I dreamt of change. I dreamt of houses with cathedral ceilings in their basements that echoed my footsteps. I dreamt of cavernous halls and doors that dwarfed me; walking into a room and declaring, “Honey, honey, over here: this can be our work out room?” How ridiculous. I dreamt of the house we are planning to buy, and how it turned into a much greater treasure than we had anticipated.
I dreamt of teachers and chemistry, somehow the purchasing a new home and returning to school dovetailing together. I dreamt of a life that ran sideways to this one and split off into directions that held a bit more hope for myself, a little less darkness. I dreamt of talking to wayward urban youth who all lived like a tribe on the fringe of war in and around a loft owned by an African American couple. Upward and refined with little or no time for nonsense. And these were good kids, who when I first thought of buying that loft, I developed a keen interest in their affairs, I think in the dream becoming a kid myself, a teenager again, wiser I hoped, and there were problems with school and relationships and rivalries with other tribes in the neighborhood. But I had left them for the home in the suburbs, the one with the cathedral basement, and they went from surviving to pillaging, from artists to war mongers. In fighting and jealousies, while the world mocked and scorned them from the outside. When I returned I had pointed this out to them, almost costing my own life. I might have made an impact, if I had stayed.
And lastly, dreaming of school, returning to school, again a teenager and discovering new interests.
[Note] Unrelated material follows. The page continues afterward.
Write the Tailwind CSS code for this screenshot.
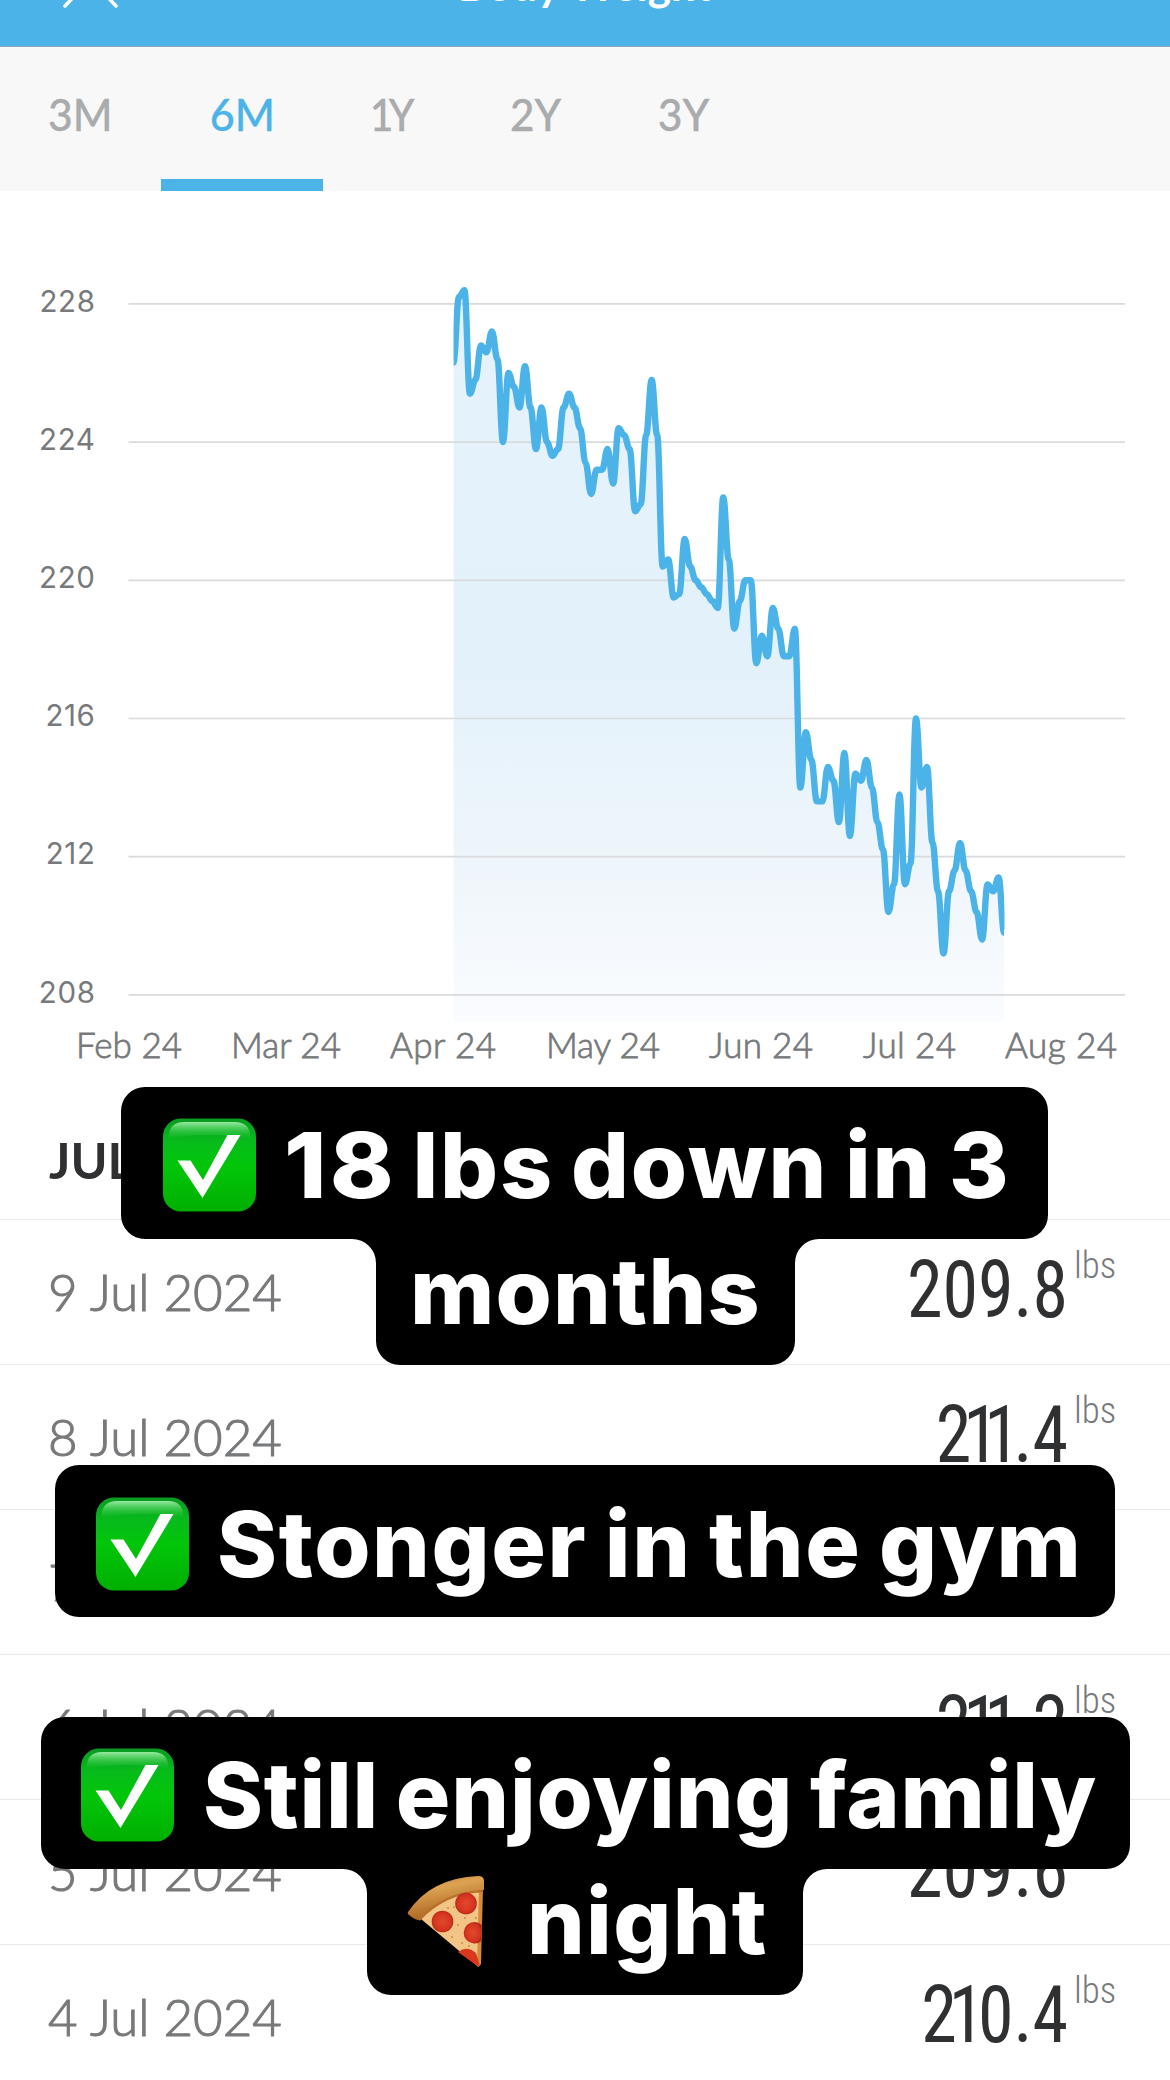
<!DOCTYPE html>
<html lang="en">
<head>
<meta charset="utf-8">
<title>Body Weight</title>
<script src="https://cdn.jsdelivr.net/npm/@tailwindcss/browser@4"></script>
</head>
<body class="bg-white">
<svg class="absolute" width="0" height="0">
  <defs>
    <linearGradient id="tile" x1="0" y1="0" x2="0" y2="1">
      <stop offset="0" stop-color="#0a9a22"/><stop offset=".25" stop-color="#07bb1b"/><stop offset=".5" stop-color="#02c60a"/><stop offset="1" stop-color="#00af00"/>
    </linearGradient>
    <linearGradient id="gloss" x1="0" y1="0" x2="0" y2="1">
      <stop offset="0" stop-color="#a0eea8" stop-opacity=".95"/><stop offset="1" stop-color="#20cc30" stop-opacity="0"/>
    </linearGradient>
    <linearGradient id="crust" x1="0" y1="0" x2=".35" y2="1">
      <stop offset="0" stop-color="#b8772a"/><stop offset=".35" stop-color="#dda352"/><stop offset="1" stop-color="#a8601c"/>
    </linearGradient>
    <radialGradient id="pepperoni">
      <stop offset="0" stop-color="#e04a2c"/><stop offset=".8" stop-color="#d63320"/><stop offset="1" stop-color="#b52a18"/>
    </radialGradient>
    <symbol id="check" viewBox="0 0 94 94">
      <rect x=".5" y=".5" width="93" height="93" rx="18" fill="url(#tile)"/>
      <path d="M6 22V20Q6 4 22 4H72Q88 4 88 20V22Q80 17 47 17T6 22Z" fill="url(#gloss)"/>
      <path d="M15 42.500H28L40.500 62L65 17H78L40 80Z" fill="#fff"/>
    </symbol>
    <symbol id="pizza" viewBox="0 0 78 92">
      <path d="M8 38Q34 12 75 12L73 88Q73 92 69 89Z" fill="#f2c586"/>
      <path d="M72 12H76L74 88Q72 92 70 90Z" fill="#d58a3a"/>
      <path d="M1 36Q24 2 71 0Q77 0 77 5V14Q38 14 12 44Q8 44 2 39Q0 38 1 36Z" fill="url(#crust)"/>
      <path d="M12 44Q38 16 76 15" fill="none" stroke="#b9702a" stroke-width="2.500"/>
      <circle cx="59" cy="27.500" r="10.800" fill="url(#pepperoni)"/>
      <circle cx="35.500" cy="45.500" r="10.800" fill="url(#pepperoni)"/>
      <path d="M75 49A10.800 10.800 0 1 0 74.500 65Z" fill="url(#pepperoni)"/>
      <path d="M51 76Q60 69 69 77L73 90L69 89Z" fill="#d9381f"/>
      <path d="M46 31h2M44 61h2M57 42h2M50 49h2M61 70h2M40 32h2M54 67h2M68 42h2" stroke="#c98a45" stroke-width="1.500"/>
    </symbol>
  </defs>
</svg>

<main class="relative w-[1170px] h-[2080px] overflow-hidden bg-white font-['Lato','Open_Sans',sans-serif] text-[#77797b]">
  <header class="relative flex h-[47px] items-start justify-center border-b border-[#8fa6b5] bg-[#4cb3e8]">
    <svg class="absolute left-[60px] top-0" width="60" height="12" viewBox="0 0 60 12"><path d="M5 6L19 -9M56 6L42 -9" stroke="#fff" stroke-width="3.500" stroke-linecap="round"/></svg>
    <h1 class="-mt-[38px] text-[44px] leading-none font-bold text-white">Body Weight</h1>
  </header>

  <nav class="flex h-[144px] bg-[#f8f8f8] text-[44px] leading-none font-medium text-[#a9abad] [&>span]:flex [&>span]:justify-center [&>span]:pt-[45px] [&>span]:shrink-0">
    <span class="w-[161px]"><b class="inline-block scale-x-[0.97] font-medium [-webkit-text-stroke:0.3px_#a9abad]">3M</b></span>
    <span class="w-[162px] border-b-[12px] border-[#4cb3e8] text-[#4cb3e8]"><b class="inline-block scale-x-[0.98] font-medium [-webkit-text-stroke:0.3px_#4cb3e8]">6M</b></span>
    <span class="w-[138px]"><b class="inline-block scale-x-[0.93] font-medium [-webkit-text-stroke:0.3px_#a9abad]"><i class="-mr-[5px] not-italic">1</i>Y</b></span>
    <span class="w-[150px]"><b class="inline-block scale-x-[0.96] font-medium [-webkit-text-stroke:0.3px_#a9abad]">2Y</b></span>
    <span class="w-[146px]"><b class="inline-block scale-x-[0.97] font-medium [-webkit-text-stroke:0.3px_#a9abad]">3Y</b></span>
  </nav>

  <section class="h-[896px]">
    <svg width="1170" height="896" viewBox="0 191 1170 896">
      <defs>
        <linearGradient id="area" gradientUnits="userSpaceOnUse" x1="0" y1="290" x2="0" y2="1021">
          <stop offset="0" stop-color="#e6f3fb"/><stop offset=".5" stop-color="#e3f1fb"/><stop offset=".8" stop-color="#eff6fb"/><stop offset="1" stop-color="#fafcff"/>
        </linearGradient>
        <clipPath id="plot"><rect x="453.500" y="191" width="551" height="831"/></clipPath>
      </defs>
      <path id="fill" fill="url(#area)" clip-path="url(#plot)"/>
      <g id="grid" stroke="#d8dadb" stroke-width="1.700"></g>
      <g id="ylabels" class="font-['Inter',sans-serif] text-[29.5px] tracking-[0.6px]" fill="#77797b" text-anchor="end"></g>
      <path id="line" fill="none" stroke="#4cb3e8" stroke-width="6.400" stroke-linejoin="round" clip-path="url(#plot)"/>
      <g class="text-[35px] font-light" fill="#77797b" stroke="#77797b" stroke-width=".8">
        <text x="76" y="1058" textLength="106">Feb 24</text>
        <text x="231" y="1058" textLength="110">Mar 24</text>
        <text x="390" y="1058" textLength="106">Apr 24</text>
        <text x="546" y="1058" textLength="114">May 24</text>
        <text x="709" y="1058" textLength="104">Jun 24</text>
        <text x="863" y="1058" textLength="93">Jul 24</text>
        <text x="1005" y="1058" textLength="112">Aug 24</text>
      </g>
    </svg>
  </section>

  <section>
    <h2 class="flex h-[133px] items-start border-b border-[#e9e9eb] pl-[49px] pt-[48px] text-[50px] leading-none font-bold text-[#2f3032]">JULY</h2>
    <ul id="rows"></ul>
  </section>

  <div class="absolute left-[121px] top-[1087px] h-[278px] w-[927px] pt-[15px]">
    <svg class="absolute left-0 top-0" width="927" height="278"><path d="M24 0H903A24 24 0 0 1 927 24V128A24 24 0 0 1 903 152H698A24 24 0 0 0 674 176V254A24 24 0 0 1 650 278H279A24 24 0 0 1 255 254V176A24 24 0 0 0 231 152H24A24 24 0 0 1 0 128V24A24 24 0 0 1 24 0Z"/></svg>
    <div class="relative flex h-[126px] items-center pl-[41px] font-['Inter',sans-serif] text-[91px] leading-[126px] font-extrabold tracking-[1.900px] [word-spacing:-5px] whitespace-nowrap text-white"><svg width="95" height="94"><use href="#check"/></svg><span class="ml-[27px]"><b class="inline-block origin-left scale-x-[1.06] pr-[5px] font-extrabold tracking-[3px]">18</b> lbs down in 3</span></div>
    <div class="relative flex h-[126px] items-center pl-[289px] font-['Inter',sans-serif] text-[91px] leading-[126px] font-extrabold tracking-[1.2px] whitespace-nowrap text-white">months</div>
  </div>

  <div class="absolute left-[55px] top-[1465px] h-[152px] w-[1060px] rounded-[24px] bg-black pt-[16px]">
    <div class="flex h-[126px] items-center pl-[40px] font-['Inter',sans-serif] text-[91px] leading-[126px] font-extrabold tracking-[1.600px] [word-spacing:-4px] whitespace-nowrap text-white"><svg width="95" height="94"><use href="#check"/></svg><span class="ml-[27px]">Stonger in the gym</span></div>
  </div>

  <div class="absolute left-[41px] top-[1717px] h-[277px] w-[1089px] pt-[15px]">
    <svg class="absolute left-0 top-0" width="1089" height="278"><path d="M24 0H1065A24 24 0 0 1 1089 24V128A24 24 0 0 1 1065 152H786A24 24 0 0 0 762 176V254A24 24 0 0 1 738 278H350A24 24 0 0 1 326 254V176A24 24 0 0 0 302 152H24A24 24 0 0 1 0 128V24A24 24 0 0 1 24 0Z"/></svg>
    <div class="relative flex h-[126px] items-center pl-[39px] font-['Inter',sans-serif] text-[91px] leading-[126px] font-extrabold tracking-[0.800px] [word-spacing:-4px] whitespace-nowrap text-white"><svg width="95" height="94"><use href="#check"/></svg><span class="ml-[28px]">Still enjoying family</span></div>
    <div class="relative flex h-[126px] items-center pl-[366px] font-['Inter',sans-serif] text-[91px] leading-[126px] font-extrabold tracking-[1.3px] whitespace-nowrap text-white"><svg class="mt-[2px]" width="78" height="92"><use href="#pizza"/></svg><span class="ml-[42px]">night</span></div>
  </div>
</main>

<script>
const weights = [226.3,228.2,228.4,225.4,225.8,226.8,226.6,227.2,226.4,224,226,225.6,225,226.2,225,223.8,225,224,223.6,223.8,225,225.4,225,224.4,223.4,222.5,223.2,223.2,223.8,222.8,224.4,224.2,223.8,222,222.2,224.2,225.8,224.2,220.4,220.6,219.5,219.6,221.2,220.4,220,219.8,219.6,219.4,219.2,222.4,220.6,218.6,219.4,220,220,217.6,218.4,217.8,219.2,218.6,217.8,217.8,218.6,214,215.6,214.8,213.6,213.6,214.6,214.2,213,215,212.6,214.4,214.2,214.8,214,213,212.2,210.4,211.2,213.8,211.2,211.8,216,214,214.6,212.4,211,209.2,211,211.6,212.4,211.6,211,210.4,209.6,211.2,211,211.4,209.8];
const STEP = 5.507, x = i => 453.4 + STEP * i, y = w => 303.9 + (228 - w) * 34.55;
let d = `M${x(0)} ${y(weights[0])}`;
for (let i = 1; i < weights.length; i++) {
  const k = STEP * 0.4;
  d += `C${x(i - 1) + k} ${y(weights[i - 1])} ${x(i) - k} ${y(weights[i])} ${x(i)} ${y(weights[i])}`;
}
document.getElementById('line').setAttribute('d', d);
document.getElementById('fill').setAttribute('d', d + 'V1022H453Z');
let grid = '', labels = '';
for (let w = 228; w >= 208; w -= 4) {
  grid += `<path d="M128.500 ${y(w)}H1125"/>`;
  labels += `<text x="95.500" y="${y(w) + 7.6}">${w}</text>`;
}
document.getElementById('grid').innerHTML = grid;
document.getElementById('ylabels').innerHTML = labels;

const entries = [['9', '209.8'], ['8', '211.4'], ['7', '211.0'], ['6', '211.2'], ['5', '209.6'], ['4', '210.4']];
document.getElementById('rows').innerHTML = entries.map(([day, w]) => `
  <li class="flex h-[145px] items-start border-b border-[#e9e9eb] pl-[48px] pr-[57px]">
    <span class="mt-[46px] inline-block origin-left text-[51px] leading-none font-light [-webkit-text-stroke:1.1px_#77797b]">${day} Jul 2024</span>
    <span class="mt-[30px] ml-auto inline-block origin-right scale-x-[0.9] font-['Roboto_Condensed',Roboto,sans-serif] text-[80px] leading-none text-[#2f3032]">${w.replace(/1/g, '<i class="-ml-[9px] -mr-[7px] not-italic">1</i>')}</span>
    <span class="mt-[27px] ml-[6px] w-[39px] font-['Roboto_Condensed',Roboto,sans-serif] text-[37px] leading-none font-light">lbs</span>
  </li>`).join('');
</script>
</body>
</html>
The kids of this chemistry class for some reason were all suddenly leaving or were being moved, displaced, I’m not sure, but I do know that it had something to do with our move, and both MZ and I were sitting in class, and while she was being supportive of my wrong answers and the chiding I received from the rest of the class (they saw through it all, they knew exactly how old we were), it was the fact that the professor, no the teacher, came over and signed my work, that encouraged me, that opened a new possibility despite it all.